Data shown =>
++++++++++++++++++++
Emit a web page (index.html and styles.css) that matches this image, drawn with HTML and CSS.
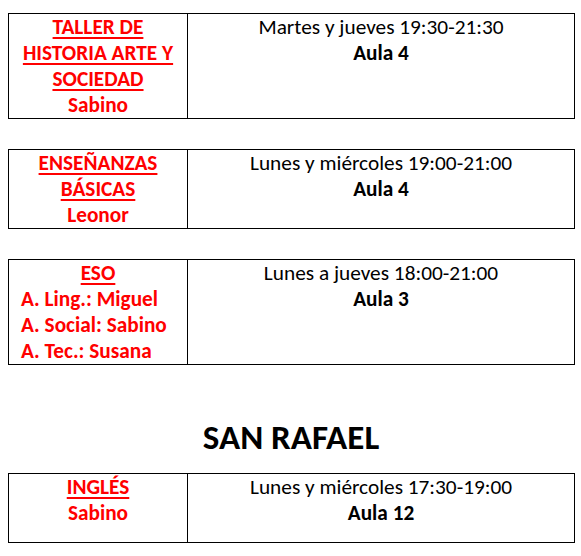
FILE: index.html
```html
<!DOCTYPE html>
<html lang="es">
<head>
<meta charset="utf-8">
<link rel="stylesheet" href="styles.css">
<title>Horarios</title>
</head>
<body>
<table class="grid first">
  <tr>
    <td class="who">
      <span class="title">TALLER DE<br>HISTORIA ARTE Y<br>SOCIEDAD</span><br>
      <span class="name">Sabino</span>
    </td>
    <td class="when">
      <div>Martes y jueves 19:30-21:30</div>
      <div class="room">Aula 4</div>
    </td>
  </tr>
</table>

<table class="grid">
  <tr>
    <td class="who">
      <span class="title">ENSEÑANZAS<br>BÁSICAS</span><br>
      <span class="name">Leonor</span>
    </td>
    <td class="when">
      <div>Lunes y miércoles 19:00-21:00</div>
      <div class="room">Aula 4</div>
    </td>
  </tr>
</table>

<table class="grid">
  <tr>
    <td class="who">
      <span class="title">ESO</span>
      <div class="list">
        <div>A. Ling.: Miguel</div>
        <div>A. Social: Sabino</div>
        <div>A. Tec.: Susana</div>
      </div>
    </td>
    <td class="when">
      <div>Lunes a jueves 18:00-21:00</div>
      <div class="room">Aula 3</div>
    </td>
  </tr>
</table>

<h1 class="heading">SAN RAFAEL</h1>

<table class="grid last">
  <tr>
    <td class="who">
      <span class="title">INGLÉS</span><br>
      <span class="name">Sabino</span>
    </td>
    <td class="when">
      <div>Lunes y miércoles 17:30-19:00</div>
      <div class="room">Aula 12</div>
    </td>
  </tr>
</table>
</body>
</html>
```

FILE: styles.css
```css
html, body {
  background: #ffffff;
}
body {
  margin: 0;
  padding: 13px 7px 0 8px;
  font-family: "Carlito", "Lato", sans-serif;
  font-size: 21.3px;
  line-height: 26px;
  color: #000000;
}
.grid {
  width: 567px;
  border-collapse: collapse;
  table-layout: fixed;
  margin: 0 0 30px 0;
}
.grid td {
  border: 1px solid #000000;
  padding: 0;
  vertical-align: top;
  text-align: center;
  white-space: nowrap;
}
.grid td.who {
  width: 178px;
  color: #ff0000;
  font-weight: bold;
}
.title {
  text-decoration: underline;
  text-decoration-thickness: 2px;
  text-underline-offset: 3px;
}
.list {
  text-align: left;
  padding-left: 12px;
}
.room {
  font-weight: bold;
}
.heading {
  margin: 52px 0 16px 0;
  font-size: 35px;
  line-height: 40px;
  text-align: center;
  font-weight: bold;
}
.last td {
  height: 68px;
}
```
++++++++++++++++++++
Task to carry out => Repeat the data exactly, without the pictures.

Full output =>
Emit a web page (index.html and styles.css) that matches this image, drawn with HTML and CSS.
FILE: index.html
```html
<!DOCTYPE html>
<html lang="es">
<head>
<meta charset="utf-8">
<link rel="stylesheet" href="styles.css">
<title>Horarios</title>
</head>
<body>
<table class="grid first">
  <tr>
    <td class="who">
      <span class="title">TALLER DE<br>HISTORIA ARTE Y<br>SOCIEDAD</span><br>
      <span class="name">Sabino</span>
    </td>
    <td class="when">
      <div>Martes y jueves 19:30-21:30</div>
      <div class="room">Aula 4</div>
    </td>
  </tr>
</table>

<table class="grid">
  <tr>
    <td class="who">
      <span class="title">ENSEÑANZAS<br>BÁSICAS</span><br>
      <span class="name">Leonor</span>
    </td>
    <td class="when">
      <div>Lunes y miércoles 19:00-21:00</div>
      <div class="room">Aula 4</div>
    </td>
  </tr>
</table>

<table class="grid">
  <tr>
    <td class="who">
      <span class="title">ESO</span>
      <div class="list">
        <div>A. Ling.: Miguel</div>
        <div>A. Social: Sabino</div>
        <div>A. Tec.: Susana</div>
      </div>
    </td>
    <td class="when">
      <div>Lunes a jueves 18:00-21:00</div>
      <div class="room">Aula 3</div>
    </td>
  </tr>
</table>

<h1 class="heading">SAN RAFAEL</h1>

<table class="grid last">
  <tr>
    <td class="who">
      <span class="title">INGLÉS</span><br>
      <span class="name">Sabino</span>
    </td>
    <td class="when">
      <div>Lunes y miércoles 17:30-19:00</div>
      <div class="room">Aula 12</div>
    </td>
  </tr>
</table>
</body>
</html>
```

FILE: styles.css
```css
html, body {
  background: #ffffff;
}
body {
  margin: 0;
  padding: 13px 7px 0 8px;
  font-family: "Carlito", "Lato", sans-serif;
  font-size: 21.3px;
  line-height: 26px;
  color: #000000;
}
.grid {
  width: 567px;
  border-collapse: collapse;
  table-layout: fixed;
  margin: 0 0 30px 0;
}
.grid td {
  border: 1px solid #000000;
  padding: 0;
  vertical-align: top;
  text-align: center;
  white-space: nowrap;
}
.grid td.who {
  width: 178px;
  color: #ff0000;
  font-weight: bold;
}
.title {
  text-decoration: underline;
  text-decoration-thickness: 2px;
  text-underline-offset: 3px;
}
.list {
  text-align: left;
  padding-left: 12px;
}
.room {
  font-weight: bold;
}
.heading {
  margin: 52px 0 16px 0;
  font-size: 35px;
  line-height: 40px;
  text-align: center;
  font-weight: bold;
}
.last td {
  height: 68px;
}
```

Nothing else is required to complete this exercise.